Keystone, South Dakota
Fresh off failing to complete a giant monument to the Confederacy (yes, THAT Confederacy) on the side of Stone Mountain in Georgia, Mt. Rushmore's designer eagerly agreed to create a giant carving of some sort that would bring tourists to South Dakota... which he would also fail to complete before being fired rather ignominiously. Eventually this giant roadside attraction would be finished (not before leaving the men who worked on it with permanent lung damage), but it is seriously debatable whether or not it made the already pretty stunning Black Hills more attractive. What it has done is somehow become synonymous with greatness, sparking endless unnecessary debates about who belongs on the "Mt. Rushmore of [INSERT SOMETHING HERE]." The problem though is that this earnest, somewhat staid monument (that's actually smaller than you expect) doesn't even make our Mt. Rushmore of roadside attractions (Cadillac Ranch, anyone?!), and you have to go pretty far out of your way, so why bother?

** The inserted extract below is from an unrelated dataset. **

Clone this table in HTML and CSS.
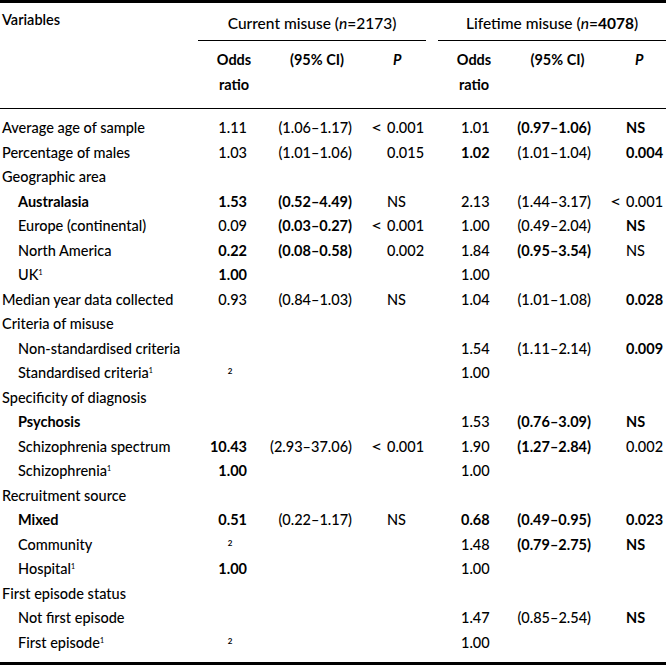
FILE: index.html
```html
<!DOCTYPE html>
<html>
<head>
<meta charset="utf-8">
<link rel="stylesheet" href="styles.css">
</head>
<body>
<div class="frame">
<table class="tbl">
<colgroup>
<col class="w1"><col class="w2"><col class="w3"><col class="w4"><col class="w5"><col class="w6"><col class="w7">
</colgroup>
<thead>
<tr class="h1">
<th class="var">Variables</th>
<th colspan="3" class="span"><div class="spanin cur">Current misuse (<i>n</i>=2173)</div></th>
<th colspan="3" class="span"><div class="spanin life">Lifetime misuse (<i>n</i>=<b>4078</b>)</div></th>
</tr>
<tr class="h2">
<th></th>
<th class="ho1">Odds<br>ratio</th>
<th class="hc1">(95% CI)</th>
<th class="hp1"><i>P</i></th>
<th class="ho2">Odds<br>ratio</th>
<th class="hc2">(95% CI)</th>
<th class="hp2"><i>P</i></th>
</tr>
</thead>
<tbody>
<tr><td class="l">Average age of sample</td><td class="o1">1.11</td><td class="c1">(1.06–1.17)</td><td class="p1"><span class="lt">&lt;</span>0.001</td><td class="o2">1.01</td><td class="c2 b">(0.97–1.06)</td><td class="p2 b">NS</td></tr>
<tr><td class="l">Percentage of males</td><td class="o1">1.03</td><td class="c1">(1.01–1.06)</td><td class="p1">0.015</td><td class="o2 b">1.02</td><td class="c2">(1.01–1.04)</td><td class="p2 b">0.004</td></tr>
<tr><td class="l">Geographic area</td><td></td><td></td><td></td><td></td><td></td><td></td></tr>
<tr><td class="l sub b">Australasia</td><td class="o1 b">1.53</td><td class="c1 b">(0.52–4.49)</td><td class="p1">NS</td><td class="o2">2.13</td><td class="c2">(1.44–3.17)</td><td class="p2"><span class="lt">&lt;</span>0.001</td></tr>
<tr><td class="l sub">Europe (continental)</td><td class="o1">0.09</td><td class="c1 b">(0.03–0.27)</td><td class="p1"><span class="lt">&lt;</span>0.001</td><td class="o2">1.00</td><td class="c2">(0.49–2.04)</td><td class="p2 b">NS</td></tr>
<tr><td class="l sub">North America</td><td class="o1 b">0.22</td><td class="c1 b">(0.08–0.58)</td><td class="p1">0.002</td><td class="o2">1.84</td><td class="c2 b">(0.95–3.54)</td><td class="p2">NS</td></tr>
<tr><td class="l sub">UK<sup>1</sup></td><td class="o1 b">1.00</td><td></td><td></td><td class="o2">1.00</td><td></td><td></td></tr>
<tr><td class="l">Median year data collected</td><td class="o1">0.93</td><td class="c1">(0.84–1.03)</td><td class="p1">NS</td><td class="o2">1.04</td><td class="c2">(1.01–1.08)</td><td class="p2 b">0.028</td></tr>
<tr><td class="l">Criteria of misuse</td><td></td><td></td><td></td><td></td><td></td><td></td></tr>
<tr><td class="l sub">Non-standardised criteria</td><td></td><td></td><td></td><td class="o2">1.54</td><td class="c2">(1.11–2.14)</td><td class="p2 b">0.009</td></tr>
<tr><td class="l sub">Standardised criteria<sup>1</sup></td><td class="o1 mark"><sup>2</sup></td><td></td><td></td><td class="o2">1.00</td><td></td><td></td></tr>
<tr><td class="l">Specificity of diagnosis</td><td></td><td></td><td></td><td></td><td></td><td></td></tr>
<tr><td class="l sub b">Psychosis</td><td></td><td></td><td></td><td class="o2">1.53</td><td class="c2 b">(0.76–3.09)</td><td class="p2 b">NS</td></tr>
<tr><td class="l sub">Schizophrenia spectrum</td><td class="o1 b">10.43</td><td class="c1">(2.93–37.06)</td><td class="p1"><span class="lt">&lt;</span>0.001</td><td class="o2">1.90</td><td class="c2 b">(1.27–2.84)</td><td class="p2">0.002</td></tr>
<tr><td class="l sub">Schizophrenia<sup>1</sup></td><td class="o1 b">1.00</td><td></td><td></td><td class="o2">1.00</td><td></td><td></td></tr>
<tr><td class="l">Recruitment source</td><td></td><td></td><td></td><td></td><td></td><td></td></tr>
<tr><td class="l sub b">Mixed</td><td class="o1 b">0.51</td><td class="c1">(0.22–1.17)</td><td class="p1">NS</td><td class="o2 b">0.68</td><td class="c2 b">(0.49–0.95)</td><td class="p2 b">0.023</td></tr>
<tr><td class="l sub">Community</td><td class="o1 mark"><sup>2</sup></td><td></td><td></td><td class="o2">1.48</td><td class="c2 b">(0.79–2.75)</td><td class="p2 b">NS</td></tr>
<tr><td class="l sub">Hospital<sup>1</sup></td><td class="o1 b">1.00</td><td></td><td></td><td class="o2">1.00</td><td></td><td></td></tr>
<tr><td class="l">First episode status</td><td></td><td></td><td></td><td></td><td></td><td></td></tr>
<tr><td class="l sub">Not first episode</td><td></td><td></td><td></td><td class="o2">1.47</td><td class="c2">(0.85–2.54)</td><td class="p2 b">NS</td></tr>
<tr><td class="l sub">First episode<sup>1</sup></td><td class="o1 mark"><sup>2</sup></td><td></td><td></td><td class="o2">1.00</td><td></td><td></td></tr>
</tbody>
</table>
</div>
</body>
</html>
```
FILE: styles.css
```css
html, body {
  margin: 0;
  padding: 0;
  background: #fff;
}
body {
  font-family: Lato, "Open Sans", sans-serif;
  font-size: 14.5px;
  color: #000;
  font-weight: 500;
}
.frame {
  width: 666px;
  border-top: 3px solid #000;
  border-bottom: 3px solid #000;
}
.tbl {
  width: 666px;
  table-layout: fixed;
  border-collapse: separate;
  border-spacing: 0;
}
.w1 { width: 200px; }
.w2 { width: 60px; }
.w3 { width: 105px; }
.w4 { width: 73px; }
.w5 { width: 72px; }
.w6 { width: 95px; }
.w7 { width: 61px; }
th, td {
  padding: 0;
  white-space: nowrap;
}
th { font-weight: 700; }
.h1 th { vertical-align: top; }
.var {
  text-align: left;
  padding-left: 2px;
  padding-top: 7px;
  line-height: 20px;
  font-weight: 600;
}
.span { font-weight: 500; font-size: 15.5px; }
.spanin {
  border-bottom: 1px solid #000;
  padding-top: 10px;
  padding-bottom: 7px;
  line-height: 20px;
  text-align: center;
}
.spanin.cur { margin-left: -2px; margin-right: 12px; }
.spanin b { font-weight: 700; }
.h2 th {
  border-bottom: 1px solid #000;
  line-height: 25px;
  padding-top: 6px;
  padding-bottom: 11px;
  vertical-align: top;
}
.ho1 { text-align: center; padding-left: 8px; }
.hc1 { text-align: center; padding-left: 9px; }
.hp1 { text-align: left; padding-left: 28px; }
.ho2 { text-align: center; }
.hc2 { text-align: center; }
.hp2 { text-align: left; padding-left: 30px; }
td { line-height: 24.5px; }
tbody tr:first-child td { padding-top: 7px; }
tbody tr:last-child td { padding-bottom: 7px; }
.l { padding-left: 2px; }
.l.sub { padding-left: 18px; }
.o1 { text-align: right; padding-right: 13px; }
.o1.mark { text-align: center; padding-right: 0; }
.c1 { text-align: right; padding-right: 13px; }
.p1 { text-align: left; padding-left: 22px; }
.o2 { text-align: left; padding-left: 23px; }
.c2 { text-align: right; padding-right: 14px; }
.p2 { text-align: left; padding-left: 21px; }
.lt {
  margin-left: -16px;
  display: inline-block;
  width: 16px;
  text-align: left;
  font-size: 14.5px;
  transform: scaleX(1.35);
  transform-origin: left center;
}
.b { font-weight: 700; }
sup {
  font-size: 7px;
  line-height: 0;
  vertical-align: 5px;
}
.mark sup {
  font-size: 8px;
  font-weight: 700;
  vertical-align: 4px;
}
```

What to do instead: There are far better things to do and see in the Black Hills. The nearby Badlands, which feel like taking a visit to the Moon -- are a far more memorable experience, and Wyoming’s Devils Tower is a far more worthwhile structure to gawk at. But if you really need a view of Rushmore, just get a glimpse from the car. There are some solid views of the monument from Iron Mountain Rd, a spectacular stretch of highway that starts at Mt. Rushmore and ends 17 miles later at Custer State Park, where an even more incredible drive along the Peter Norbeck Scenic Byway -- boasting Pigtail Bridges, one-lane rock-walled tunnels, etc. -- awaits.